Doors open. Minimal operators. Limited exposure.
As we all try to conduct business and personal lives, now more than ever, they seem to be mixed.
I am fortunate enough to go into the Iowa PBS studios one day a week to record Market to Market. Several others have not be able to make the trip as they’ve been put on home-only assignments because of recent out-of-state trips.
For four days a week, my sunroom is the office. I do have a great view from where I sit, but working here does present challenges. Namely, the internet during certain times of the day as bandwidth gets to be taxed at certain portions of the day.
I’m not doing major video editing like some of our staff is doing, most of my work focuses on the word and some charts as I make notes on what’s happening in the commodity markets and world of agriculture.
A lot of what I do is internet-based already as we look at trading charts and commentary to prepare for the program. The last three weeks have been new territory as we work through the reasons for the movements.

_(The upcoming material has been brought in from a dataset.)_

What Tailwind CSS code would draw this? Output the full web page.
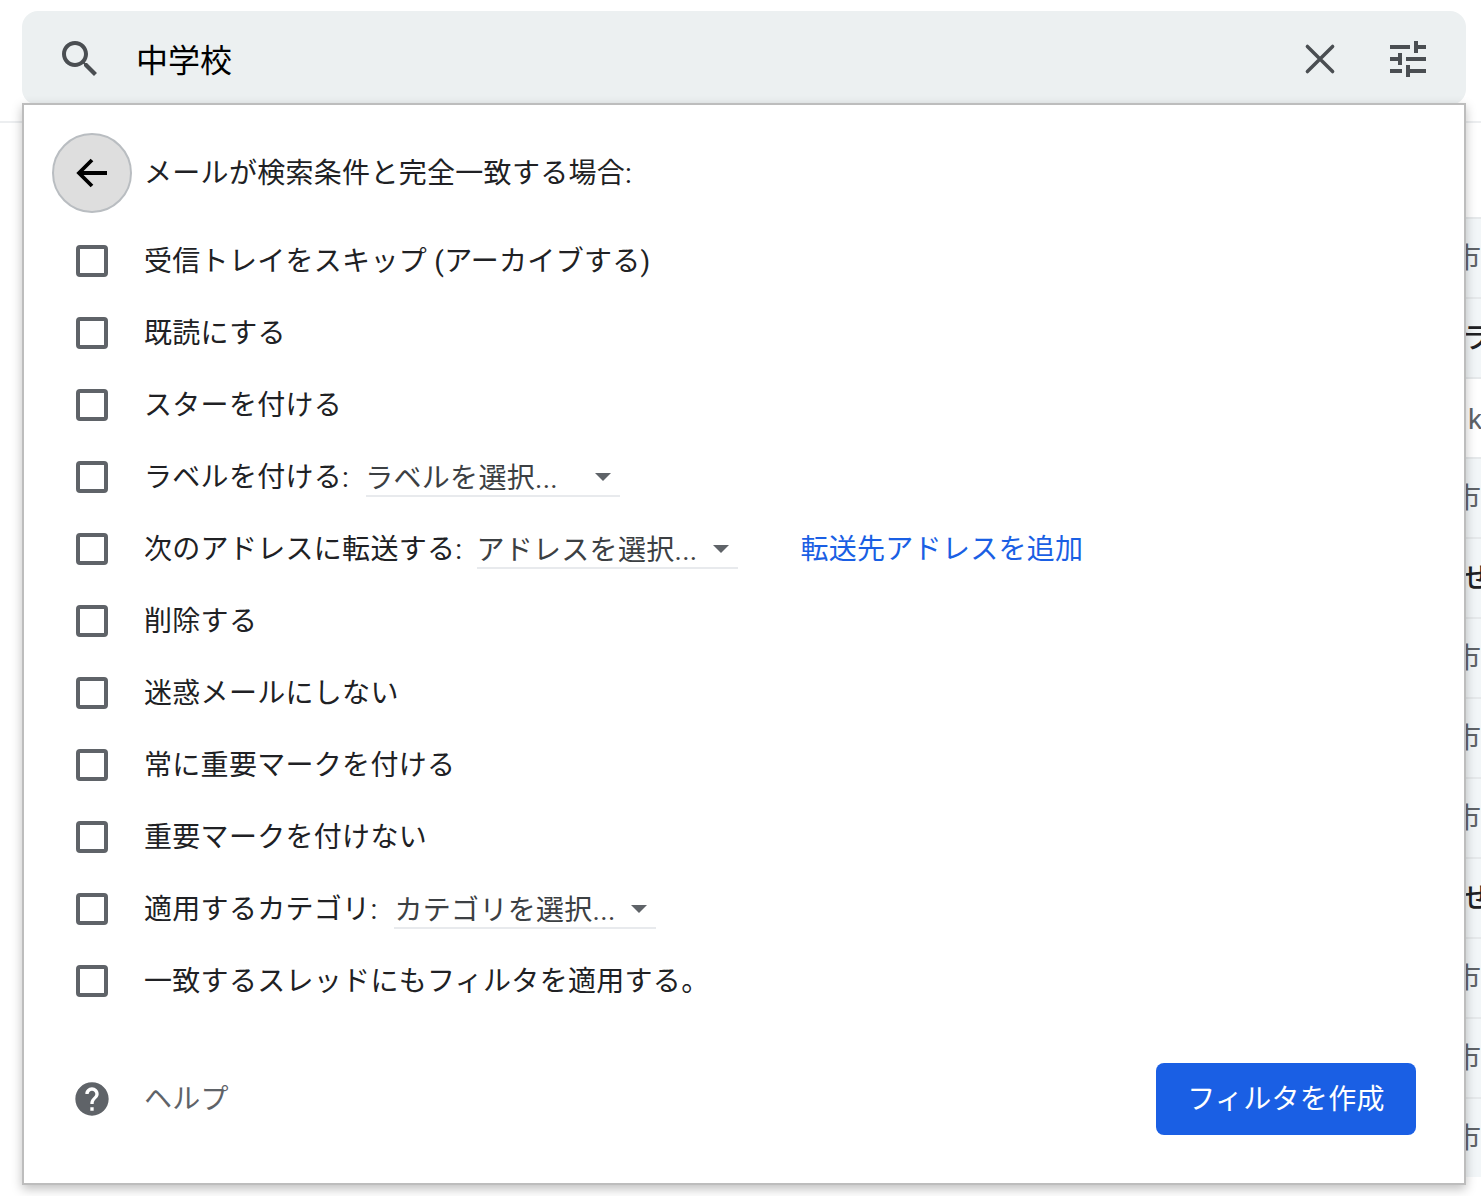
<!DOCTYPE html>
<html lang="ja">
<head>
<meta charset="utf-8">
<script src="https://cdn.jsdelivr.net/npm/@tailwindcss/browser@4"></script>
<title>フィルタ</title>
</head>
<body class="bg-white">
<div class="relative w-[1481px] h-[1196px] overflow-hidden bg-white font-['Roboto','Noto_Sans_CJK_JP',sans-serif] text-[28px] leading-[40px] tracking-[0.3px] text-[#202124]">

  <!-- page behind the dialog -->
  <div class="h-[123px] border-b-2 border-[#eceef0]"></div>
  <div class="h-[94px]"></div>
  <div class="ml-[23px] flex flex-col text-[#5f6368]">
    <div class="h-[80px] bg-[#f2f6f8] border-t-2 border-[#e6e9eb] pl-[1430px] pt-[20px] whitespace-nowrap">市</div>
    <div class="h-[80px] bg-[#f2f6f8] border-t-2 border-[#e6e9eb] pl-[1439px] pt-[20px] whitespace-nowrap text-[#202124] font-medium">ラ</div>
    <div class="h-[80px] bg-white border-t-2 border-[#e6e9eb] pl-[1445px] pt-[21px] whitespace-nowrap">k</div>
    <div class="h-[80px] bg-[#f2f6f8] border-t-2 border-[#e6e9eb] pl-[1430px] pt-[20px] whitespace-nowrap">市</div>
    <div class="h-[80px] bg-[#f2f6f8] border-t-2 border-[#e6e9eb] pl-[1439px] pt-[20px] whitespace-nowrap text-[#202124] font-medium">せ</div>
    <div class="h-[80px] bg-[#f2f6f8] border-t-2 border-[#e6e9eb] pl-[1430px] pt-[20px] whitespace-nowrap">市</div>
    <div class="h-[80px] bg-[#f2f6f8] border-t-2 border-[#e6e9eb] pl-[1430px] pt-[20px] whitespace-nowrap">市</div>
    <div class="h-[80px] bg-[#f2f6f8] border-t-2 border-[#e6e9eb] pl-[1430px] pt-[20px] whitespace-nowrap">市</div>
    <div class="h-[80px] bg-[#f2f6f8] border-t-2 border-[#e6e9eb] pl-[1439px] pt-[20px] whitespace-nowrap text-[#202124] font-medium">せ</div>
    <div class="h-[80px] bg-[#f2f6f8] border-t-2 border-[#e6e9eb] pl-[1430px] pt-[20px] whitespace-nowrap">市</div>
    <div class="h-[80px] bg-[#f2f6f8] border-t-2 border-[#e6e9eb] pl-[1430px] pt-[20px] whitespace-nowrap">市</div>
    <div class="h-[80px] bg-[#f2f6f8] border-t-2 border-[#e6e9eb] pl-[1430px] pt-[20px] whitespace-nowrap">市</div>
  </div>

  <!-- search bar -->
  <div class="absolute left-[22px] top-[11px] w-[1444px] h-[94px] rounded-[16px] bg-[#ecf0f1] flex items-start pt-[24px] text-black">
    <svg class="ml-[34px] w-[48px] h-[48px] shrink-0" viewBox="0 0 24 24" fill="#4a4e52"><path d="M15.5 14h-.79l-.28-.27C15.41 12.59 16 11.11 16 9.5 16 5.91 13.09 3 9.5 3S3 5.91 3 9.5 5.91 16 9.5 16c1.61 0 3.09-.59 4.23-1.57l.27.28v.79l5 4.99L20.49 19l-4.99-5zm-6 0C7.01 14 5 11.99 5 9.5S7.01 5 9.5 5 14 7.01 14 9.5 11.99 14 9.5 14z"/></svg>
    <span class="ml-[32px] mt-[2px] text-[32px] leading-[48px] tracking-normal">中学校</span>
    <svg class="ml-auto w-[48px] h-[48px] shrink-0" viewBox="0 0 24 24" fill="none" stroke="#4a4e52" stroke-width="1.75" stroke-linecap="round"><path d="M5.7 5.7l12.6 12.6M18.3 5.7L5.7 18.3"/></svg>
    <svg class="ml-[40px] mr-[34px] w-[48px] h-[48px] shrink-0" viewBox="0 0 24 24" fill="#4a4e52"><path d="M3 17v2h6v-2H3zM3 5v2h10V5H3zm10 16v-2h8v-2h-8v-2h-2v6h2zM7 9v2H3v2h4v2h2V9H7zm14 4v-2H11v2h10zm-6-4h2V7h4V5h-4V3h-2v6z"/></svg>
  </div>

  <!-- filter dialog -->
  <div class="absolute left-[22px] top-[103px] w-[1444px] h-[1082px] bg-white border-2 border-[#bdbdbd] shadow-[0_4px_10px_rgba(0,0,0,0.25)] flex flex-col pt-[28px]">
    <div class="flex items-center ml-[28px] h-[80px]">
      <div class="w-[80px] h-[80px] rounded-full bg-[#dedede] border-2 border-[#b9bdc1] flex items-center justify-center shrink-0">
        <svg class="w-[48px] h-[48px]" viewBox="0 0 24 24" fill="none" stroke="#000" stroke-width="1.9"><path d="M19.5 12H6M12 5.5L5.5 12l6.5 6.5"/></svg>
      </div>
      <span class="ml-[12px] pt-[2px] whitespace-nowrap">メールが検索条件と完全一致する場合:</span>
    </div>

    <div class="mt-[12px] ml-[52px] flex flex-col">
      <div class="h-[72px] flex items-center"><span class="w-[32px] h-[32px] rounded-[4px] border-[4px] border-[#5f6368] shrink-0"></span><span class="ml-[36px] pt-[2px] whitespace-nowrap">受信トレイをスキップ (アーカイブする)</span></div>
      <div class="h-[72px] flex items-center"><span class="w-[32px] h-[32px] rounded-[4px] border-[4px] border-[#5f6368] shrink-0"></span><span class="ml-[36px] pt-[2px] whitespace-nowrap">既読にする</span></div>
      <div class="h-[72px] flex items-center"><span class="w-[32px] h-[32px] rounded-[4px] border-[4px] border-[#5f6368] shrink-0"></span><span class="ml-[36px] pt-[2px] whitespace-nowrap">スターを付ける</span></div>
      <div class="h-[72px] flex items-center">
        <span class="w-[32px] h-[32px] rounded-[4px] border-[4px] border-[#5f6368] shrink-0"></span><span class="ml-[36px] pt-[2px] whitespace-nowrap">ラベルを付ける:</span>
        <div class="ml-[17px] w-[254px] h-[40px] pt-[5px] border-b-2 border-[#e8eaed] flex items-center relative text-[#3c4043] whitespace-nowrap"><span class="-ml-[1px]">ラベルを選択...</span>
          <span class="absolute right-[9px] top-[16px] w-0 h-0 border-x-[8px] border-x-transparent border-t-[8px] border-t-[#5f6368]"></span>
        </div>
      </div>
      <div class="h-[72px] flex items-center">
        <span class="w-[32px] h-[32px] rounded-[4px] border-[4px] border-[#5f6368] shrink-0"></span><span class="ml-[36px] pt-[2px] whitespace-nowrap">次のアドレスに転送する:</span>
        <div class="ml-[15px] w-[261px] h-[40px] pt-[5px] border-b-2 border-[#e8eaed] flex items-center relative text-[#3c4043] whitespace-nowrap"><span class="-ml-[1px]">アドレスを選択...</span>
          <span class="absolute right-[9px] top-[16px] w-0 h-0 border-x-[8px] border-x-transparent border-t-[8px] border-t-[#5f6368]"></span>
        </div>
        <span class="ml-[62px] pt-[2px] text-[#1a5fe4] whitespace-nowrap">転送先アドレスを追加</span>
      </div>
      <div class="h-[72px] flex items-center"><span class="w-[32px] h-[32px] rounded-[4px] border-[4px] border-[#5f6368] shrink-0"></span><span class="ml-[36px] pt-[2px] whitespace-nowrap">削除する</span></div>
      <div class="h-[72px] flex items-center"><span class="w-[32px] h-[32px] rounded-[4px] border-[4px] border-[#5f6368] shrink-0"></span><span class="ml-[36px] pt-[2px] whitespace-nowrap">迷惑メールにしない</span></div>
      <div class="h-[72px] flex items-center"><span class="w-[32px] h-[32px] rounded-[4px] border-[4px] border-[#5f6368] shrink-0"></span><span class="ml-[36px] pt-[2px] whitespace-nowrap">常に重要マークを付ける</span></div>
      <div class="h-[72px] flex items-center"><span class="w-[32px] h-[32px] rounded-[4px] border-[4px] border-[#5f6368] shrink-0"></span><span class="ml-[36px] pt-[2px] whitespace-nowrap">重要マークを付けない</span></div>
      <div class="h-[72px] flex items-center">
        <span class="w-[32px] h-[32px] rounded-[4px] border-[4px] border-[#5f6368] shrink-0"></span><span class="ml-[36px] pt-[2px] whitespace-nowrap">適用するカテゴリ:</span>
        <div class="ml-[17px] w-[262px] h-[40px] pt-[5px] border-b-2 border-[#e8eaed] flex items-center relative text-[#3c4043] whitespace-nowrap">カテゴリを選択...
          <span class="absolute right-[9px] top-[16px] w-0 h-0 border-x-[8px] border-x-transparent border-t-[8px] border-t-[#5f6368]"></span>
        </div>
      </div>
      <div class="h-[72px] flex items-center"><span class="w-[32px] h-[32px] rounded-[4px] border-[4px] border-[#5f6368] shrink-0"></span><span class="ml-[36px] pt-[2px] whitespace-nowrap">一致するスレッドにもフィルタを適用する。</span></div>
    </div>

    <div class="mt-[46px] ml-[52px] mr-[48px] flex items-center justify-between">
      <div class="flex items-center">
        <svg class="w-[40px] h-[40px] -ml-[4px] shrink-0" viewBox="0 0 24 24" fill="#5f6368"><path d="M12 2C6.48 2 2 6.48 2 12s4.48 10 10 10 10-4.48 10-10S17.52 2 12 2zm1 17h-2v-2h2v2zm2.07-7.75l-.9.92C13.45 12.9 13 13.5 13 15h-2v-.5c0-1.1.45-2.1 1.17-2.83l1.24-1.26c.37-.36.59-.86.59-1.41 0-1.1-.9-2-2-2s-2 .9-2 2H8c0-2.21 1.79-4 4-4s4 1.79 4 4c0 .88-.36 1.68-.93 2.25z"/></svg>
        <span class="ml-[32px] pt-[2px] text-[#5f6368]">ヘルプ</span>
      </div>
      <div class="w-[260px] h-[72px] pt-[2px] rounded-[8px] bg-[#1a5fe4] text-white flex items-center justify-center">フィルタを作成</div>
    </div>
  </div>
</div>
</body>
</html>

We do on occasion have team meetings. We’ve tried Google Hangouts and Zoom to conduct our face-to-face interactions. Last week, we recorded our Monday meeting for an MtoM podcast. Maybe our tales are similar to yours.
We also explain how we’ve technically been producing TV in this new world. Skype is our way of bringing guests to our studio. That’s never been done in our program’s history. We hope our audience will forgive us. Conducting an interview via a screen isn’t that new, but it is for our purposes. I enjoy the face to face and you don’t have the same personal interaction and nuance that can happen when chatting over a screen. It is harder to read someone’s face and body language from that distance.
But that’s how life in TV is during Covid-19. I see several reporters and anchors now doing their work from basements, kitchens and other locations in their homes.
We keep wondering how TV will look post-Coronavirus for our industry. Will more content be filed remotely? Will there still be a need for flashy studios or will a book case and lamp work for most programs’ backgrounds for presenters?
Reporters have already been living into the remote-working world as they file the field. It was common to see a reporter sitting on a laptop at a rest stop, restaurant or coffee shop editing or uploading a story. The gathering of content is a little harder as the virus has posed limitations on meeting people for interviews.
Now forgive me, I get up early to claim some of the internet. I understand by ‘co-workers’ are going to play some Fortnite later today and that takes a bunch of bandwidth.
And I also know I’m fortunate to still be working full-time. We’ve also adjusted to having some school offerings at home. My inbox has now been filled with notes from teachers as they work through this new world order as well.